Why It Matters. While machine learning algorithms were already becoming a part of health care, COVID-19 is likely to accelerate their adoption. But lack of data and testing time could hinder their effectiveness – for this pandemic, at least.
What's Happening. With millions of cases and outbreaks in every corner of the world, speed is of the essence when it comes to diagnosing and treating COVID-19. So it's no surprise doctors were quick to employ AI tools to get ahead of what could be the worst pandemic in a century.
- HealthMap, a web service run by Boston Children's Hospital that uses AI to scan social media and other reports for signals of disease outbreaks, spotted some of the first signs of what would become the COVID-19 outbreak. This was days before the WHO formally alerted the rest of the world.

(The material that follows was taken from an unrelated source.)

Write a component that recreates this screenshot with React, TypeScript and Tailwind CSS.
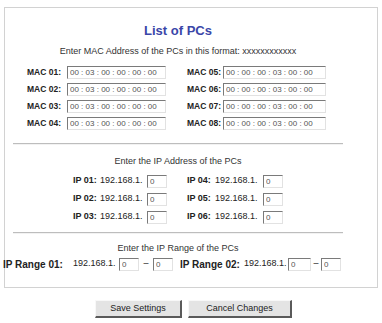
import React from 'react';

const inputCls =
  'h-[13px] bg-white border border-t-[#7a7a7a] border-l-[#7a7a7a] border-r-[#e2e2e2] border-b-[#e2e2e2] px-[2px] text-[8px] leading-[11px] text-[#555] outline-none';

const macLeft = '00 : 03 : 00 : 00 : 00 : 00';
const macRight = '00 : 00 : 00 : 03 : 00 : 00';

function MacRow({ a, b }: { a: string; b: string }) {
  return (
    <div className="flex items-center h-[17px]">
      <span className="ml-[14px] w-[40px] text-[8.5px] font-bold text-[#222]">{a}:</span>
      <input readOnly value={macLeft} className={`${inputCls} w-[99px]`} />
      <span className="ml-[21px] w-[36px] text-[8.5px] font-bold text-[#222]">{b}:</span>
      <input readOnly value={macRight} className={`${inputCls} w-[103px]`} />
    </div>
  );
}

function IpRow({ a, b }: { a: string; b: string }) {
  return (
    <div className="flex items-center h-[18px] text-[9px] text-[#222]">
      <span className="ml-[60px] w-[27px] font-bold">{a}:</span>
      <span className="w-[47px]">192.168.1.</span>
      <input readOnly value="0" className={`${inputCls} w-[20px]`} />
      <span className="ml-[20px] w-[28px] font-bold">{b}:</span>
      <span className="w-[48px]">192.168.1.</span>
      <input readOnly value="0" className={`${inputCls} w-[20px]`} />
    </div>
  );
}

export default function App() {
  return (
    <div className="w-[382px] h-[323px] bg-white font-['Liberation_Sans',Arial,sans-serif] overflow-hidden">
      <div className="ml-[4px] pt-[7px]">
        <div className="w-[374px] h-[281px] border border-[#d2d2d2]">
          <div className="w-[330px] ml-[8px] flex flex-col">
            <h1 className="mt-[15px] text-center text-[13px] leading-[16px] font-bold text-[#3a46a8]">
              List of PCs
            </h1>
            <p className="mt-[6px] text-center text-[9px] leading-[12px] text-[#333]">
              Enter MAC Address of the PCs in this format: xxxxxxxxxxxx
            </p>
            <div className="mt-[7px] flex flex-col">
              <MacRow a="MAC 01" b="MAC 05" />
              <MacRow a="MAC 02" b="MAC 06" />
              <MacRow a="MAC 03" b="MAC 07" />
              <MacRow a="MAC 04" b="MAC 08" />
            </div>
            <div className="mt-[11px] h-[2px] border-t border-[#bdbdbd] border-b border-b-[#f2f2f2]" />
            <p className="mt-[10px] text-center text-[9px] leading-[12px] text-[#333]">
              Enter the IP Address of the PCs
            </p>
            <div className="mt-[5px] flex flex-col">
              <IpRow a="IP 01" b="IP 04" />
              <IpRow a="IP 02" b="IP 05" />
              <IpRow a="IP 03" b="IP 06" />
            </div>
            <div className="mt-[6px] h-[2px] border-t border-[#bdbdbd] border-b border-b-[#f2f2f2]" />
            <p className="mt-[8px] text-center text-[9px] leading-[12px] text-[#333]">
              Enter the IP Range of the PCs
            </p>
            <div className="-ml-[10px] mt-[2px] flex items-center h-[16px] text-[9px] text-[#222] whitespace-nowrap">
              <span className="w-[70px] font-bold text-[10px]">IP Range 01:</span>
              <span className="w-[46px]">192.168.1.</span>
              <input readOnly value="0" className={`${inputCls} w-[20px]`} />
              <span className="w-[14px] text-center">–</span>
              <input readOnly value="0" className={`${inputCls} w-[20px]`} />
              <span className="ml-[7px] w-[64px] font-bold text-[10px]">IP Range 02:</span>
              <span className="w-[44px]">192.168.1.</span>
              <input readOnly value="0" className={`${inputCls} w-[23px]`} />
              <span className="w-[10px] text-center">–</span>
              <input readOnly value="0" className={`${inputCls} w-[20px]`} />
            </div>
          </div>
        </div>
      </div>
      <div className="mt-[12px] flex gap-[6px] ml-[95px]">
        <button className="w-[87px] h-[18px] bg-[#e4e4e4] border border-t-[#f8f8f8] border-l-[#f8f8f8] border-r-2 border-b-2 border-r-[#5a5a5a] border-b-[#5a5a5a] text-[9px] text-[#222]">
          Save Settings
        </button>
        <button className="w-[104px] h-[18px] bg-[#e4e4e4] border border-t-[#f8f8f8] border-l-[#f8f8f8] border-r-2 border-b-2 border-r-[#5a5a5a] border-b-[#5a5a5a] text-[9px] text-[#222]">
          Cancel Changes
        </button>
      </div>
    </div>
  );
}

- Early in the epidemic, the Chinese tech company Alibaba released an AI algorithm that uses CT scans of possible coronavirus patients and can diagnose cases automatically in a matter of seconds.
- In New York, Mount Sinai Health System and NYU Langone Health have developed AI algorithms that can predict whether a COVID-19 patient is likely to suffer adverse events soon and determine when patients will be ready to be discharged. Such systems can help overburdened hospitals better manage the flow of supplies and personnel during a medical crisis.

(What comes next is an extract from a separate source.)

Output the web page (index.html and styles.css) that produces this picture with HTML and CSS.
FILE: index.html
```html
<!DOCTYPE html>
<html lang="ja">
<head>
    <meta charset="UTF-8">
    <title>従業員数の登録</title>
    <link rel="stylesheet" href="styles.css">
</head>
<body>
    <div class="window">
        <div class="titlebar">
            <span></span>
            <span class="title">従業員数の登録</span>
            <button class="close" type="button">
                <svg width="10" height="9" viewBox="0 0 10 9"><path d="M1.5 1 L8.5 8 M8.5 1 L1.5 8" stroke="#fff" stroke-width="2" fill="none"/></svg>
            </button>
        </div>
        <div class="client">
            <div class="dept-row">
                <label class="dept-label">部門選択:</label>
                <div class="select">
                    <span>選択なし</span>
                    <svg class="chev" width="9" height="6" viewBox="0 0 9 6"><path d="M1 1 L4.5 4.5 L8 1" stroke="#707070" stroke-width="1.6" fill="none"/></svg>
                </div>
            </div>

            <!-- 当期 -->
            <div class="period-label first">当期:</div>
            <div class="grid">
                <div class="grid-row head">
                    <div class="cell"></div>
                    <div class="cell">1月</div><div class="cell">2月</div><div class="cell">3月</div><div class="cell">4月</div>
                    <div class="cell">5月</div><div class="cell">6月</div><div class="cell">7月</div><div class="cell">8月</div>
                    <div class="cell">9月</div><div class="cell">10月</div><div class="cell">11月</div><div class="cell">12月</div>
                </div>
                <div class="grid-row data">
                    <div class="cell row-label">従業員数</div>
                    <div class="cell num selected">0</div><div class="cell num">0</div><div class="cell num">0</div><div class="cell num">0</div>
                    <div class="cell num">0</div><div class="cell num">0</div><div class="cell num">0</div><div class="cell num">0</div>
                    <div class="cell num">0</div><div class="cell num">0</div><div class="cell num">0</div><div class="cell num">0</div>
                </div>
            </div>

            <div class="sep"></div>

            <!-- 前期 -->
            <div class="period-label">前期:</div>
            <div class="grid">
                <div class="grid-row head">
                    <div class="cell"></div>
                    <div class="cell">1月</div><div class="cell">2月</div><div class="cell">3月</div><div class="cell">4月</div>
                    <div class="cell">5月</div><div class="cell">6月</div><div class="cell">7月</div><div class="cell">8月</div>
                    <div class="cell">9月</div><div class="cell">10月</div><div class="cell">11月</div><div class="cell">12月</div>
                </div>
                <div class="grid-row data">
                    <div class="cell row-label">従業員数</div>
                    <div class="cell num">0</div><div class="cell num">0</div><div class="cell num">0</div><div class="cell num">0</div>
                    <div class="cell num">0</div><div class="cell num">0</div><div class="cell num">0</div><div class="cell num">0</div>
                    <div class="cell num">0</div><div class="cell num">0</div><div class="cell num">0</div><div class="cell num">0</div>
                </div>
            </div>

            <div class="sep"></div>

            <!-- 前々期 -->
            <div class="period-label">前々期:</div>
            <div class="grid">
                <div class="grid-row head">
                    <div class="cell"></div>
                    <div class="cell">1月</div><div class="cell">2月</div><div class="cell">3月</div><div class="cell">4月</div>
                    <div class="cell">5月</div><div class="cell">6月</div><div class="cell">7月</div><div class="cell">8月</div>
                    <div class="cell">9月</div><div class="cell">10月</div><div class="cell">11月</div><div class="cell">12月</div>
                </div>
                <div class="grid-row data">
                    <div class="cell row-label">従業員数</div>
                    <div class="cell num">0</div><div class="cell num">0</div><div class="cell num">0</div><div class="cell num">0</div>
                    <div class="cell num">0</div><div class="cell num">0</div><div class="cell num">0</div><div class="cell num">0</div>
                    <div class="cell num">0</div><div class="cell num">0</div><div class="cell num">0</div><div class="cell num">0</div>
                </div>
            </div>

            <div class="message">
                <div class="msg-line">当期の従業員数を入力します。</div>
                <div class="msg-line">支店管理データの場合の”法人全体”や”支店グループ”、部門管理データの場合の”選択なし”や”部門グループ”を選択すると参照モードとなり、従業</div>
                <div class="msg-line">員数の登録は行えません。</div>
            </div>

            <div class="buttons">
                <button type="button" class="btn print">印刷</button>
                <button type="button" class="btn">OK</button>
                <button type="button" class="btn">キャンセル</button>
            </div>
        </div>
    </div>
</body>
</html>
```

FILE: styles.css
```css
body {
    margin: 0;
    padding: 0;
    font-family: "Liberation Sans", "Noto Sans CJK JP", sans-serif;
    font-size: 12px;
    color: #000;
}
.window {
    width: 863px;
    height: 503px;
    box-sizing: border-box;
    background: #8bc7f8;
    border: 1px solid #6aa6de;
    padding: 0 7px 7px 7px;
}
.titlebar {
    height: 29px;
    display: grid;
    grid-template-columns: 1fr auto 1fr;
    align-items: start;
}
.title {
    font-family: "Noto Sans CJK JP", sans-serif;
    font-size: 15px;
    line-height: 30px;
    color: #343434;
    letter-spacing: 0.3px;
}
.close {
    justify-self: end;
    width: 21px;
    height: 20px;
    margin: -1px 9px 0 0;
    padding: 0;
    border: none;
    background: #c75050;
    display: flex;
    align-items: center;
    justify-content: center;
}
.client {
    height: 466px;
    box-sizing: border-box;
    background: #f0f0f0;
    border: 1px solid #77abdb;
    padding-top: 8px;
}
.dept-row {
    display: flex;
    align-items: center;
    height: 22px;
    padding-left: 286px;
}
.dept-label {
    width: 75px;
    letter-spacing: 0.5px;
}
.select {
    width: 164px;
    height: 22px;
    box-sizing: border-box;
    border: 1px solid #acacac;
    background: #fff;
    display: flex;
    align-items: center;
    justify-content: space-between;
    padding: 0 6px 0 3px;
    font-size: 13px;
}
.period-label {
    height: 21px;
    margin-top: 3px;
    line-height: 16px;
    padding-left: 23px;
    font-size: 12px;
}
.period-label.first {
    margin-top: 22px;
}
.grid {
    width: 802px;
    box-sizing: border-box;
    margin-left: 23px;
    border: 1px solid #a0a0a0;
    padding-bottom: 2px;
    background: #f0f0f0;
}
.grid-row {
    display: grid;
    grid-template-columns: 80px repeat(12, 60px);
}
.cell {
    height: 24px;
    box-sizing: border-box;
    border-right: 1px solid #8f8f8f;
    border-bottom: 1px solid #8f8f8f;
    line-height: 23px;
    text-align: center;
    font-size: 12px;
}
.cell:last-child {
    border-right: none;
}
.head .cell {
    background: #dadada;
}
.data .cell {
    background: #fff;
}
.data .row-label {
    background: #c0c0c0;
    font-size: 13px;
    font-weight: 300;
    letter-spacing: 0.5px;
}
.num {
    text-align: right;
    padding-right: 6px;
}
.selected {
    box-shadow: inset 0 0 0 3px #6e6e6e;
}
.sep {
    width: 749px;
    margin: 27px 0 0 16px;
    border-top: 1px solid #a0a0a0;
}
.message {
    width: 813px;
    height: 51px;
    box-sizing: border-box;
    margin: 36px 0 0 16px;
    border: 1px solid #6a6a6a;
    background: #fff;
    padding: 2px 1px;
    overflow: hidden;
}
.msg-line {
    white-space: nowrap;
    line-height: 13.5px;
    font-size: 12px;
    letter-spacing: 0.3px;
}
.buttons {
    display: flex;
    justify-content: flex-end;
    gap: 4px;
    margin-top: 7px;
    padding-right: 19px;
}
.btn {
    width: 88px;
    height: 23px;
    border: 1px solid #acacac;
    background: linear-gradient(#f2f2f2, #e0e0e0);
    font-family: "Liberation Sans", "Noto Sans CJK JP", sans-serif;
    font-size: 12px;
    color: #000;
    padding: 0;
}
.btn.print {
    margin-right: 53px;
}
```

- The advance of AI is partially a result of the rapid increase in data, the lifeblood of any machine learning system. The amount of medical data in the world is estimated to double every two months.
- Engineer and entrepreneur Peter Diamandis told Wired an estimated 200 million physicians, scientists, technologists, and engineers are now working on COVID-19, generating and sharing data "with transparency and at speeds we've never seen before."
- "We understand who is at risk and how they're at risk, and then we can get the right treatment to them," says Zeeshan Syed, the CEO of Health[at]Scale, an AI health care startup.
- A study published in Nature Medicine in May found an AI system was more accurate than a radiologist in diagnosing COVID-19 patients using CT scans – X-ray images of lungs – combined with clinical symptoms.
- A systematic review of preprint and published studies of AI diagnostic systems for COVID-19 published in the British Medical Journal in April noted the models reported "good to excellent predictive performance." However, they cautioned the data was still limited for real-world applications and at high risk for bias.
- "There is a lot of promise in using algorithms, but the data in the biomedical space can be really difficult to deal with," says Gabe Musso, the chief science officer at BioSymetrics. This biomedical AI company uses machine learning for simulation-based drug discovery. Genetic data, imaging data, and data from electronic health records are often unstructured and rarely share a common format, complicating efforts to feed the information into an algorithm.
- Many of the AI diagnostic systems being rushed into the fight against COVID-19 were developed before the pandemic and thus were trained on other respiratory diseases like tuberculosis. That reduces their accuracy – especially if their training datasets don't match the gender or age of typical COVID-19 patients.
- As a result, pioneering computer scientist Kai-fu Lee wrote recently, "I would give [AI] a B-minus at best" for its performance during the pandemic.